Is streaming VR content over your browser feasible in the foreseeable future?
Jamieson Brettle of Google thinks so.
At his talk at the VR World Congress 2017 in Bristol, Brettle spoke about the opportunities and challenges of streaming VR content over the web. He also spoke about some of the specifc projects that are trying to bring VR to your web browser.
Web VR makes a lot of sense when it comes to consumers. The barriers to entry for consumers are much lower, apps are easily downloadable, and it is easy to update content to ensure people are always up-to-date.
For providers, however, there are some serious challenges.
The need for compression
The main problem for web VR is the sheer amount of data needed to get VR content moving across the web. This makes compression essential.
Google have taken steps to get make their video compression better, mainly moving to VP9. This has led to consumers getting content faster with less buffering time.
Being able to effectively stream VR over the web, however, will require more compression then this.
This is clear when you begin to some of the data requirements involved.
An average piece of content may consist of 360 stereoscopic video, fully immersive spatial audio where the content is rendered binaurally, and virtual environment rendering and indoor mapping. The latter in particular involves huge amounts of data if point clouds are used.
The challenge of how to get all this data over the web to a browser is being attacked by a number of different Google-backed projects.
The first is OPUS, a compression technology for spatial audio. OPUS utilises a process called ambisonic compression, whereby sound is projected on a 360 sphere around the user. Through a complex process called spherical harmonics, the more spheres you add the better your sound but the higher your bits.
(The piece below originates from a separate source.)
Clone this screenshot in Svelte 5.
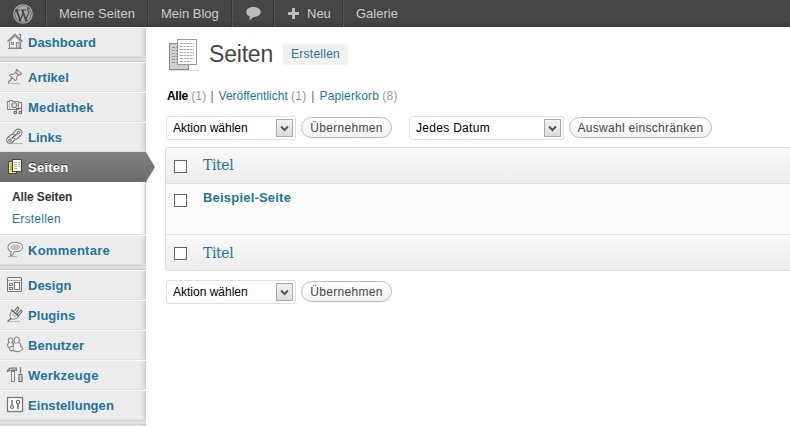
<script>
  const groups = [
    [{ id: 'home', label: 'Dashboard' }],
    [
      { id: 'pin', label: 'Artikel' },
      { id: 'media', label: 'Mediathek' },
      { id: 'link', label: 'Links' },
      { id: 'pages', label: 'Seiten', current: true, children: ['Alle Seiten', 'Erstellen'] },
      { id: 'comment', label: 'Kommentare' },
    ],
    [
      { id: 'design', label: 'Design' },
      { id: 'plug', label: 'Plugins' },
      { id: 'users', label: 'Benutzer' },
      { id: 'tools', label: 'Werkzeuge' },
      { id: 'settings', label: 'Einstellungen' },
    ],
  ];
</script>

{#snippet icon(id)}
  <svg class="icon" width="18" height="18" viewBox="0 0 18 18" fill="none" stroke="#888" stroke-width="1.1">
    {#if id === 'home'}
      <path d="M3.500 9v7h11V9L9 3.500z" fill="#f4f4f4" />
      <path d="M1.500 9.500 9 2.200l7.500 7.300M12.500 2.500h2v4" stroke="#777" />
      <path d="M3 10 9 4.200l6 5.800" stroke="#aaa" />
      <path d="M5.500 10.500h2v2h-2zM10.500 16v-5.500H13V16" />
      <path d="M2 16.500h14" />
    {:else if id === 'pin'}
      <path d="M2 16.500h12" stroke="#bbb" />
      <path d="m10.500 2.500 5 4-1 1.300-1.500-.3-2.500 2.700.3 2.300-1.500 1-5.500-5 1.200-1.300 2.500.2L10 4.800z" fill="#eee" />
      <path d="M6.200 11 2 15.500M9.500 5.500l3.500 3" stroke="#777" />
    {:else if id === 'media'}
      <path d="M1.500 4.500h2v-1h3v1h6v8h-11z" fill="#f3f3f3" />
      <circle cx="8.300" cy="8.300" r="2.500" fill="#ddd" stroke="#777" />
      <path d="M3.500 5v7" stroke="#bbb" />
      <path d="M10.500 15v-3.500h5M15.500 5.500V15M13 5.500h3" stroke="#777" />
      <circle cx="9.300" cy="15.500" r="1.300" fill="#ddd" stroke="#666" />
      <circle cx="14.300" cy="15.500" r="1.300" fill="#ddd" stroke="#666" />
    {:else if id === 'link'}
      <path d="M3 16.500h14" stroke="#bbb" />
      <g fill="#f4f4f4" stroke="#777">
        <circle cx="12.300" cy="5.700" r="3.600" />
        <circle cx="4" cy="13" r="3.300" />
        <path d="m7.500 6.500 2-2 3.500 4-2 2zM4 9.500l2-1.500 3 3.500-2.500 2.500z" stroke="none" />
        <path d="m8.900 4.500-2 2.200M14.500 8.700l-3 2.800c-1.500 1-3 .5-3.500-.5M2 10.500l3-2.800c1.500-1 3-.5 3.500.5M6.500 15.300l2.400-2.600" />
        <circle cx="12.500" cy="5.500" r="1.300" />
        <circle cx="4" cy="13.200" r="1.200" />
        <path d="m5.700 11.600 5.300-5" stroke-width="1.700" />
      </g>
    {:else if id === 'pages'}
      <path d="M2.500 4.500h8v12h-8z" fill="#eadf8c" stroke="#4b4639" />
      <path d="M4 7h2M4 9h2M4 11h2M4 13h2" stroke="#a69949" />
      <path d="M6.500 2.500h9v12h-9z" fill="#fffbe5" stroke="#4b4639" />
      <path d="M8 5.500h6M8 7.500h6M8 9.500h6M8 11.500h4" stroke="#b5ae88" stroke-dasharray="3 1" />
    {:else if id === 'comment'}
      <path d="M2 16.500h9" stroke="#bbb" />
      <path d="M9.300 2.500c-4.300 0-7.300 1.700-7.300 4.700 0 2.300 1.400 3.900 3.200 4.400L4.500 16c2-.5 3.500-2 4-4.300 5 0 8-1.500 8-4.500s-3-4.700-7.200-4.700z" fill="#fafafa" />
      <path d="M9.300 4.300c-3.300 0-5.300 1-5.300 2.900S6 10 9.300 10s5.200-1 5.200-2.800-2-2.900-5.200-2.900z" fill="#c4c4c4" stroke="none" />
    {:else if id === 'design'}
      <rect x="1.500" y="2.500" width="14" height="14" rx="1" fill="#f4f4f4" stroke="#777" />
      <path d="M2 5.500h13" stroke="#aaa" />
      <path d="M3.500 8.500h3v2h-3zM3.500 12.500h3v2h-3zM8.500 7.500h5v7h-5z" fill="#fff" stroke="#777" />
    {:else if id === 'plug'}
      <path d="M2 16.500h12" stroke="#bbb" />
      <path d="m6 5.500 6.500 6C10.500 14 7 15 5 13.500S4 8 6 5.500z" fill="#f5f5f5" />
      <path d="m5.500 4.500 7.500 7M5 13.500 1.500 16.500M8.500 6l3-4 1.500 1.200-2.700 4.200M11.300 9.200 15 5l1.200 1.500-3.500 4" stroke="#666" />
      <path d="m6.500 9 3 3" stroke="#aaa" />
    {:else if id === 'users'}
      <g fill="#f5f5f5" stroke="#808080">
        <path d="M7 12.500H3C.8 11 1.200 8.500 3.200 7.500c-1.700-1.700-.8-4.500 1.300-4.500s3.100 2.800 1.400 4.500c1.300.5 1.700 2 1.500 4z" />
        <path d="M7.500 9c0-1 .6-1.500 1-1.800C7.700 5 8.500 2 10.700 2s3.300 3 2 5.200c1.500.8 2.300 2.200 1.800 4.100 1.500.4 2.200 1.700 1.800 3.200-1.500 2.500-7 2.700-8.800.9-2.200 1-4.200.1-4-1.800s2-2.600 4-2.100c-.2-.8-.2-1.800 0-2.500z" />
      </g>
      <path d="M7.500 11.500c-.5 1.500 0 2.800 1 3.800M9 8h3.500" stroke="#aaa" />
    {:else if id === 'tools'}
      <path d="M5.500 6.500h3v10h-3z" fill="#f4f4f4" />
      <path d="M1.500 6.500C2 4 3 3 5 3h5.500v2.500H5C3.500 5.500 2.500 6 1.500 6.500z" fill="#bbb" stroke="#777" />
      <path d="M14.500 2v6.500" stroke="#777" stroke-width="1.300" />
      <path d="M13 9.500h3v7h-3z" fill="#ddd" stroke="#666" />
    {:else}
      <rect x="1.500" y="2.500" width="15" height="14" fill="#fff" stroke="#777" stroke-width="1.300" />
      <path d="M6 5v5" stroke="#777" stroke-width="1.500" />
      <circle cx="6" cy="12" r="1.500" stroke="#666" />
      <circle cx="12" cy="7" r="1.700" stroke="#666" />
      <path d="M12 9v5" stroke="#666" stroke-width="1.500" />
    {/if}
  </svg>
{/snippet}

{#snippet dropdown(label, wide)}
  <div class="select" class:wide>
    <span>{label}</span>
    <i class="arrow">
      <svg width="9" height="7" viewBox="0 0 9 7"><path d="M1 1.500 4.500 5 8 1.500" fill="none" stroke="#555" stroke-width="2" /></svg>
    </i>
  </div>
{/snippet}

<div class="page">
  <header class="adminbar">
    <div class="bar-item logo">
      <svg width="20" height="20" viewBox="0 0 20 20">
        <circle cx="10" cy="10" r="9.200" fill="none" stroke="#a9a9a9" stroke-width="1.300" />
        <circle cx="10" cy="10" r="7.900" fill="#a9a9a9" />
        <g fill="none" stroke="#464646">
          <path d="M1.800 6h4.700M8 6h5" stroke-width="1" />
          <path d="m3.500 6 4 11M9.300 6l3.900 11" stroke-width="2" />
          <path d="m7.300 16.500 3-8M12.800 16l2.700-6.500c.700-2-.9-2.800-.9-4.200 0-.8.600-1.500 1.400-1.800" stroke-width="1.200" />
        </g>
      </svg>
    </div>
    <div class="bar-item sites">Meine Seiten</div>
    <div class="bar-item blog">Mein Blog</div>
    <div class="bar-item bubble">
      <svg width="15" height="14" viewBox="0 0 15 14"><path d="M7.500 0C3.300 0 .3 2 .3 5c0 2 1.300 3.600 3.500 4.400L3.500 13.500l4-3.600c4.200 0 7.200-1.900 7.200-4.900S11.700 0 7.500 0z" fill="#bbb" /></svg>
    </div>
    <div class="bar-item new">
      <svg width="11" height="11" viewBox="0 0 11 11"><path d="M4 0h3v4h4v3H7v4H4V7H0V4h4z" fill="#bbb" /></svg>
      <span>Neu</span>
    </div>
    <div class="bar-item gallery">Galerie</div>
  </header>

  <div class="body">
    <nav class="menu">
      {#each groups as group}
        <ul class="group">
          {#each group as item}
            <li>
              <div class="item" class:current={item.current}>
                {@render icon(item.id)}
                <span class="label {item.id}">{item.label}</span>
              </div>
              {#if item.children}
                <div class="submenu">
                  {#each item.children as child, i}
                    <div><span class:active={i === 0}>{child}</span></div>
                  {/each}
                </div>
              {/if}
            </li>
          {/each}
        </ul>
        <div class="separator"></div>
      {/each}
    </nav>

    <main>
      <div class="heading">
        <svg width="32" height="34" viewBox="0 0 32 34">
          <path d="M3 32.500h28" stroke="#ddd" />
          <rect x="1.500" y="5.500" width="19" height="26" fill="#cfcfcf" stroke="#888" />
          <path d="M4 9.500h5M4 12.500h5M4 15.500h5M4 18.500h5M4 21.500h5M4 24.500h5" stroke="#999" stroke-dasharray="3 1" />
          <rect x="9.500" y="1.500" width="19" height="25" fill="#fff" stroke="#999" />
          <path d="M12 5.500h14M12 8.500h14M12 11.500h14M12 14.500h14M12 17.500h14M12 20.500h14M12 23.500h11" stroke="#aaa" stroke-dasharray="3 .7 2 .7" />
        </svg>
        <h1>Seiten</h1>
        <span class="add-new">Erstellen</span>
      </div>

      <div class="views">
        <span><b>Alle</b> <em>(1)</em></span><i>|</i><span><a>Veröffentlicht</a> <em>(1)</em></span><i>|</i><span><a class="trash">Papierkorb</a> <em>(8)</em></span>
      </div>

      <div class="tablenav">
        {@render dropdown('Aktion wählen', false)}
        <button class="apply">Übernehmen</button>
        {@render dropdown('Jedes Datum', true)}
        <button class="filter">Auswahl einschränken</button>
      </div>

      <div class="table">
        <div class="row head"><span class="check"></span><span class="col">Titel</span></div>
        <div class="row entry"><span class="check"></span><strong>Beispiel-Seite</strong></div>
        <div class="row foot"><span class="check"></span><span class="col">Titel</span></div>
      </div>

      <div class="tablenav bottom">
        {@render dropdown('Aktion wählen', false)}
        <button class="apply">Übernehmen</button>
      </div>
    </main>
  </div>
</div>

<style>
  :global(body) {
    margin: 0;
    background: #fff;
  }

  .page {
    width: 790px;
    height: 426px;
    overflow: hidden;
    font: 12px/18px "Liberation Sans", Arial, sans-serif;
    color: #333;
  }

  .page * {
    box-sizing: border-box;
  }

  .adminbar {
    display: flex;
    height: 27px;
    background: linear-gradient(#464646 0 20px, #3b3b3b);
    color: #ccc;
    font-size: 13px;
    line-height: 27px;
    white-space: nowrap;
  }

  .bar-item {
    display: flex;
    align-items: center;
    border-right: 1px solid #333;
    box-shadow: 1px 0 #555;
  }

  .logo {
    width: 46px;
    padding-left: 13px;
  }

  .sites {
    width: 102px;
    padding-left: 13px;
  }

  .blog {
    width: 84px;
    padding-left: 13px;
  }

  .bubble {
    width: 42px;
    padding-left: 14px;
  }

  .new {
    width: 69px;
    padding-left: 14px;
    gap: 8px;
  }

  .gallery {
    padding-left: 13px;
    border: 0;
    box-shadow: none;
  }

  .body {
    display: flex;
    height: 399px;
  }

  .menu {
    width: 146px;
    flex: none;
    background: #ececec;
    box-shadow: inset -1px 0 #ccc, inset -6px 0 5px -4px #ccc;
  }

  .group {
    list-style: none;
    margin: 0;
    padding: 0;
  }

  .item {
    display: flex;
    align-items: center;
    gap: 4px;
    height: 30px;
    padding-left: 6px;
    border-top: 1px solid #f9f9f9;
    border-bottom: 1px solid #dfdfdf;
    color: #21759b;
    font-size: 13px;
    font-weight: bold;
  }

  .icon {
    flex: none;
    margin-top: -2px;
  }

  .label {
    margin-top: 2px;
    letter-spacing: 0.05px;
  }

  .label.home,
  .label.link,
  .label.design {
    letter-spacing: 0;
  }

  .label.media,
  .label.pages,
  .label.comment,
  .label.tools {
    letter-spacing: 0.25px;
  }

  .current {
    position: relative;
    background: linear-gradient(#808080, #6d6d6d);
    border-color: #808080 transparent #6d6d6d;
    color: #fff;
    text-shadow: 0 -1px #333;
  }

  .current::after {
    content: "";
    position: absolute;
    left: 146px;
    top: -1px;
    width: 9px;
    height: 30px;
    background: linear-gradient(#808080, #6d6d6d);
    clip-path: polygon(0 0, 100% 50%, 0 100%);
  }

  .submenu {
    height: 53px;
    padding: 4px 0 0 12px;
    background: #fff;
    border-bottom: 1px solid #dfdfdf;
    box-shadow: inset -1px 0 #ccc, inset -6px 0 5px -4px #ddd;
    line-height: 22px;
    letter-spacing: 0.25px;
    color: #21759b;
  }

  .active {
    font-weight: bold;
    letter-spacing: -0.1px;
    color: #333;
  }

  .separator {
    height: 5px;
    background: #dfdfdf;
    border-top: 1px solid #d2d2d2;
    border-bottom: 1px solid #ccc;
  }

  main {
    flex: 1;
    padding-left: 19px;
  }

  .heading {
    display: flex;
    align-items: center;
    height: 46px;
    padding: 10px 0 0 3px;
  }

  h1 {
    margin: -3px 10px 0 9px;
    font-size: 23px;
    font-weight: normal;
    line-height: 34px;
    letter-spacing: -0.2px;
    color: #464646;
  }

  .add-new {
    width: 65px;
    height: 21px;
    margin-top: -1px;
    border-radius: 3px;
    background: #f1f1f1;
    color: #21759b;
    line-height: 21px;
    letter-spacing: 0.25px;
    text-align: center;
  }

  .views {
    display: flex;
    padding: 14px 0 0 2px;
    color: #21759b;
  }

  .views b {
    letter-spacing: -0.3px;
    color: #000;
  }

  .views .trash {
    letter-spacing: 0.15px;
  }

  .views em {
    color: #999;
    font-style: normal;
    letter-spacing: 0.2px;
  }

  .views i {
    margin: 0 5px 0 4px;
    color: #666;
    font-style: normal;
  }

  .views i:nth-of-type(2) {
    margin-left: 5px;
  }

  .tablenav {
    display: flex;
    align-items: center;
    height: 24px;
    margin: 11px 0 0 1px;
  }

  .select {
    display: flex;
    align-items: center;
    justify-content: space-between;
    width: 130px;
    height: 24px;
    padding: 0 2px 0 6px;
    border: 1px solid #dfdfdf;
    border-radius: 3px;
    color: #000;
  }

  .wide {
    width: 155px;
    margin-left: 17px;
    letter-spacing: 0.3px;
  }

  .arrow {
    display: flex;
    align-items: center;
    justify-content: center;
    width: 17px;
    height: 18px;
    border: 1px solid #aaa;
    background: linear-gradient(#f2f2f2, #dcdcdc);
  }

  button {
    height: 21px;
    margin: -1px 0 0 5px;
    padding: 0;
    border: 1px solid #bbb;
    border-radius: 11px;
    background: linear-gradient(#fff, #f2f2f2);
    color: #464646;
    font: 12px/18px "Liberation Sans", Arial, sans-serif;
    letter-spacing: 0.3px;
  }

  .apply {
    width: 91px;
  }

  .filter {
    width: 143px;
  }

  .table {
    height: 124px;
    margin-top: 7px;
    border: 1px solid #dfdfdf;
    border-right: 0;
    border-radius: 3px 0 0 3px;
    overflow: hidden;
  }

  .row {
    display: flex;
    align-items: center;
    padding-left: 8px;
  }

  .head,
  .foot {
    height: 36px;
    background: linear-gradient(#f9f9f9, #ececec);
  }

  .head {
    border-bottom: 1px solid #dfdfdf;
  }

  .entry {
    height: 51px;
    align-items: flex-start;
    padding-top: 5px;
    background: #fcfcfc;
    border-bottom: 1px solid #dfdfdf;
  }

  .check {
    width: 13px;
    height: 13px;
    margin: 2px 16px 0 0;
    border: 1px solid #666;
    background: #fff;
  }

  .entry .check {
    margin-top: 5px;
  }

  .foot .check {
    margin-top: 0;
  }

  .col {
    margin-top: -1px;
    color: #21759b;
    font: 14px/20px "DejaVu Serif", Georgia, serif;
    letter-spacing: -0.4px;
  }

  strong {
    color: #21759b;
    font-size: 13px;
    letter-spacing: 0.2px;
  }

  .bottom {
    margin-top: 9px;
  }
</style>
The current level of compression achieved by OPUS is 192kbps for 4 channels and 384kbps for 16 channels.
The second project is Draco, an open-source compression library for meshes and point-clouds. Draco currently boasts a decode speed of 35ms, or essentially real-time.
So, the web is a viable VR platform, but it will require a lot of data. A lot of data will require a lot of compression. Whoever solves the compression problem first is likely to open up a huge new marketplace for the VR industry.